What is needed:
Extract each line of the material that follows exactly and omit its pictures.
>> start Given data
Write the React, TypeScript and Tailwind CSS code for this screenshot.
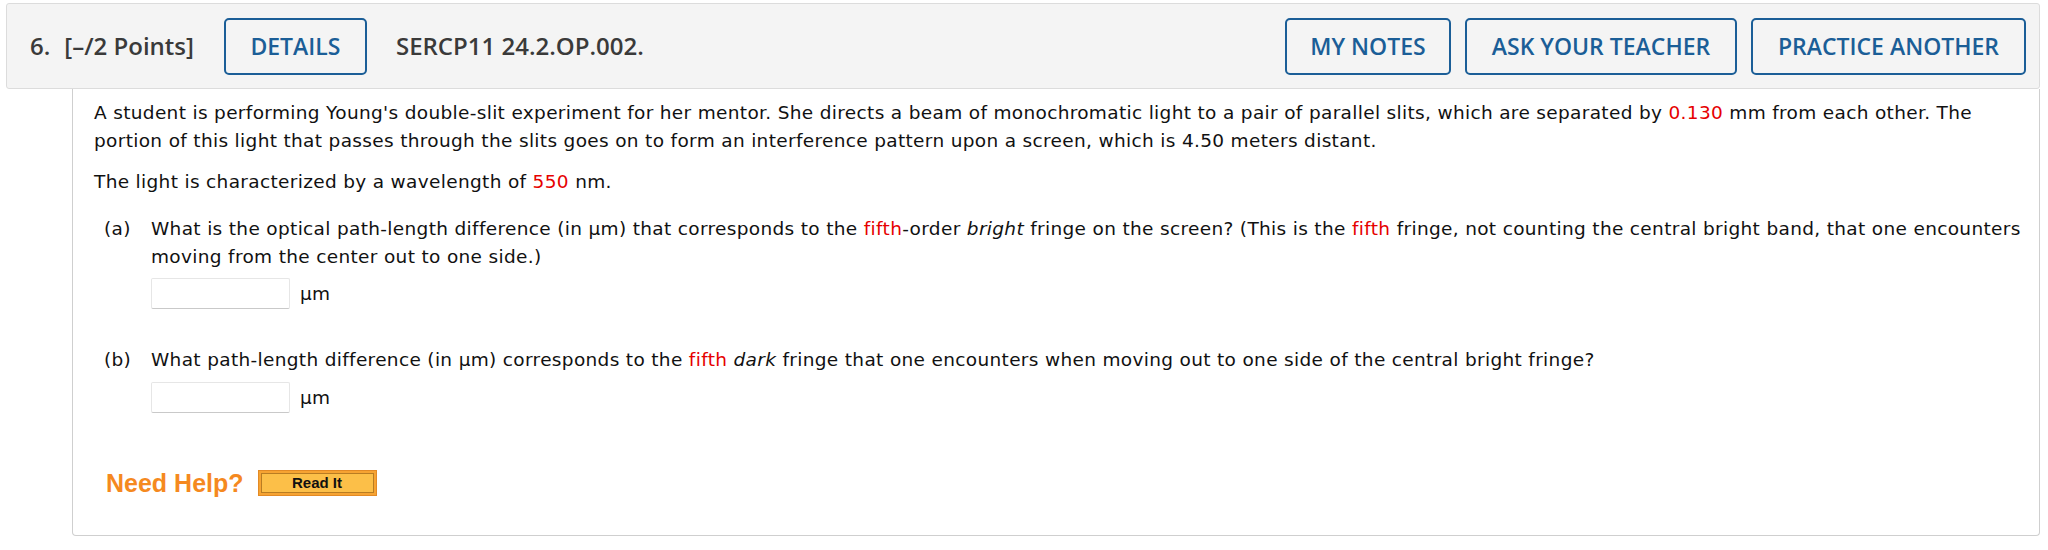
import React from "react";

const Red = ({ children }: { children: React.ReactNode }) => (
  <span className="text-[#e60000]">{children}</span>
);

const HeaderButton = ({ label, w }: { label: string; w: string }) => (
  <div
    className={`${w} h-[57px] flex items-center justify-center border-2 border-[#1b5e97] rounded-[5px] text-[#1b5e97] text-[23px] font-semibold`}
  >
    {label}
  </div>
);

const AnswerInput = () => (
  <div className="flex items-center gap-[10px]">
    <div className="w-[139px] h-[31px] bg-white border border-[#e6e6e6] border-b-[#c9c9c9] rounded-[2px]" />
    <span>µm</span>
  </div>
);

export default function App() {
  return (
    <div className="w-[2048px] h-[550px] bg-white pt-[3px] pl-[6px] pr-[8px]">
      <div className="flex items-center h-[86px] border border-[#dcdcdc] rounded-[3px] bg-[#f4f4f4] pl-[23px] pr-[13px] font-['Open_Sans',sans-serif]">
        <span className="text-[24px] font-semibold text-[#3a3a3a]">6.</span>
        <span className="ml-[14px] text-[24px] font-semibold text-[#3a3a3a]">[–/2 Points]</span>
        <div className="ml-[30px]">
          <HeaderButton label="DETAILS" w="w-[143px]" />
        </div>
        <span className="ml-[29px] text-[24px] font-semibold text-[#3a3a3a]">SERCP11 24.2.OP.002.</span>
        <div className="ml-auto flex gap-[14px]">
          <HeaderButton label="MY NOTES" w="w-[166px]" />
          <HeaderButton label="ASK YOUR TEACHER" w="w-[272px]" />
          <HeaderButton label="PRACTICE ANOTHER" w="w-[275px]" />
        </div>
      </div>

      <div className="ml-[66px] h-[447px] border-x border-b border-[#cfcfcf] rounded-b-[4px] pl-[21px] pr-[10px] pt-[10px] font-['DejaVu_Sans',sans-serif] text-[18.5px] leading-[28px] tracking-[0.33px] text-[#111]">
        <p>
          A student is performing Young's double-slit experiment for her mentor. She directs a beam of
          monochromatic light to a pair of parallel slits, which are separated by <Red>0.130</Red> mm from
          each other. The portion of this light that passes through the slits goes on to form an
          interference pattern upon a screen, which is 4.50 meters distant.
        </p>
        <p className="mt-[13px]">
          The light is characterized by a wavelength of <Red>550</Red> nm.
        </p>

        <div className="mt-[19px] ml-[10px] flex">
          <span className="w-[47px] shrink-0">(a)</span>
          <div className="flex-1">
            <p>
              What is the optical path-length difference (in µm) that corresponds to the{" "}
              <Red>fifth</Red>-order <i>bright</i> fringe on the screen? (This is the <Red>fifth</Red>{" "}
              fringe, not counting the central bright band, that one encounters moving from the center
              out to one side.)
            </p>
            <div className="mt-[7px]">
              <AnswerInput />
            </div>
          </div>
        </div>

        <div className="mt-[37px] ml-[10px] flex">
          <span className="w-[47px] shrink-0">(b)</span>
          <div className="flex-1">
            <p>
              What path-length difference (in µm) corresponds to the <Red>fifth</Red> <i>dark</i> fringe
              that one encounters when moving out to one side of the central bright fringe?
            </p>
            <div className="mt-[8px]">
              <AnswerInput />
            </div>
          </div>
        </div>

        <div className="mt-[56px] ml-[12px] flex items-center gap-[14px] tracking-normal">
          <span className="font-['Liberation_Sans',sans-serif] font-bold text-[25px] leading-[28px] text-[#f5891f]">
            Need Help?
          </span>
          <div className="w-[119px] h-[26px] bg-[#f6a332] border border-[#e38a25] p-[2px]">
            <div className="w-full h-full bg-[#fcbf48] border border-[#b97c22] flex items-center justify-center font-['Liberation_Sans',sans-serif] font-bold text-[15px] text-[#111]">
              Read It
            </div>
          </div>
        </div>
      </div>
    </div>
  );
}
>> end Given data
Answer:
Write the React, TypeScript and Tailwind CSS code for this screenshot.
import React from "react";

const Red = ({ children }: { children: React.ReactNode }) => (
  <span className="text-[#e60000]">{children}</span>
);

const HeaderButton = ({ label, w }: { label: string; w: string }) => (
  <div
    className={`${w} h-[57px] flex items-center justify-center border-2 border-[#1b5e97] rounded-[5px] text-[#1b5e97] text-[23px] font-semibold`}
  >
    {label}
  </div>
);

const AnswerInput = () => (
  <div className="flex items-center gap-[10px]">
    <div className="w-[139px] h-[31px] bg-white border border-[#e6e6e6] border-b-[#c9c9c9] rounded-[2px]" />
    <span>µm</span>
  </div>
);

export default function App() {
  return (
    <div className="w-[2048px] h-[550px] bg-white pt-[3px] pl-[6px] pr-[8px]">
      <div className="flex items-center h-[86px] border border-[#dcdcdc] rounded-[3px] bg-[#f4f4f4] pl-[23px] pr-[13px] font-['Open_Sans',sans-serif]">
        <span className="text-[24px] font-semibold text-[#3a3a3a]">6.</span>
        <span className="ml-[14px] text-[24px] font-semibold text-[#3a3a3a]">[–/2 Points]</span>
        <div className="ml-[30px]">
          <HeaderButton label="DETAILS" w="w-[143px]" />
        </div>
        <span className="ml-[29px] text-[24px] font-semibold text-[#3a3a3a]">SERCP11 24.2.OP.002.</span>
        <div className="ml-auto flex gap-[14px]">
          <HeaderButton label="MY NOTES" w="w-[166px]" />
          <HeaderButton label="ASK YOUR TEACHER" w="w-[272px]" />
          <HeaderButton label="PRACTICE ANOTHER" w="w-[275px]" />
        </div>
      </div>

      <div className="ml-[66px] h-[447px] border-x border-b border-[#cfcfcf] rounded-b-[4px] pl-[21px] pr-[10px] pt-[10px] font-['DejaVu_Sans',sans-serif] text-[18.5px] leading-[28px] tracking-[0.33px] text-[#111]">
        <p>
          A student is performing Young's double-slit experiment for her mentor. She directs a beam of
          monochromatic light to a pair of parallel slits, which are separated by <Red>0.130</Red> mm from
          each other. The portion of this light that passes through the slits goes on to form an
          interference pattern upon a screen, which is 4.50 meters distant.
        </p>
        <p className="mt-[13px]">
          The light is characterized by a wavelength of <Red>550</Red> nm.
        </p>

        <div className="mt-[19px] ml-[10px] flex">
          <span className="w-[47px] shrink-0">(a)</span>
          <div className="flex-1">
            <p>
              What is the optical path-length difference (in µm) that corresponds to the{" "}
              <Red>fifth</Red>-order <i>bright</i> fringe on the screen? (This is the <Red>fifth</Red>{" "}
              fringe, not counting the central bright band, that one encounters moving from the center
              out to one side.)
            </p>
            <div className="mt-[7px]">
              <AnswerInput />
            </div>
          </div>
        </div>

        <div className="mt-[37px] ml-[10px] flex">
          <span className="w-[47px] shrink-0">(b)</span>
          <div className="flex-1">
            <p>
              What path-length difference (in µm) corresponds to the <Red>fifth</Red> <i>dark</i> fringe
              that one encounters when moving out to one side of the central bright fringe?
            </p>
            <div className="mt-[8px]">
              <AnswerInput />
            </div>
          </div>
        </div>

        <div className="mt-[56px] ml-[12px] flex items-center gap-[14px] tracking-normal">
          <span className="font-['Liberation_Sans',sans-serif] font-bold text-[25px] leading-[28px] text-[#f5891f]">
            Need Help?
          </span>
          <div className="w-[119px] h-[26px] bg-[#f6a332] border border-[#e38a25] p-[2px]">
            <div className="w-full h-full bg-[#fcbf48] border border-[#b97c22] flex items-center justify-center font-['Liberation_Sans',sans-serif] font-bold text-[15px] text-[#111]">
              Read It
            </div>
          </div>
        </div>
      </div>
    </div>
  );
}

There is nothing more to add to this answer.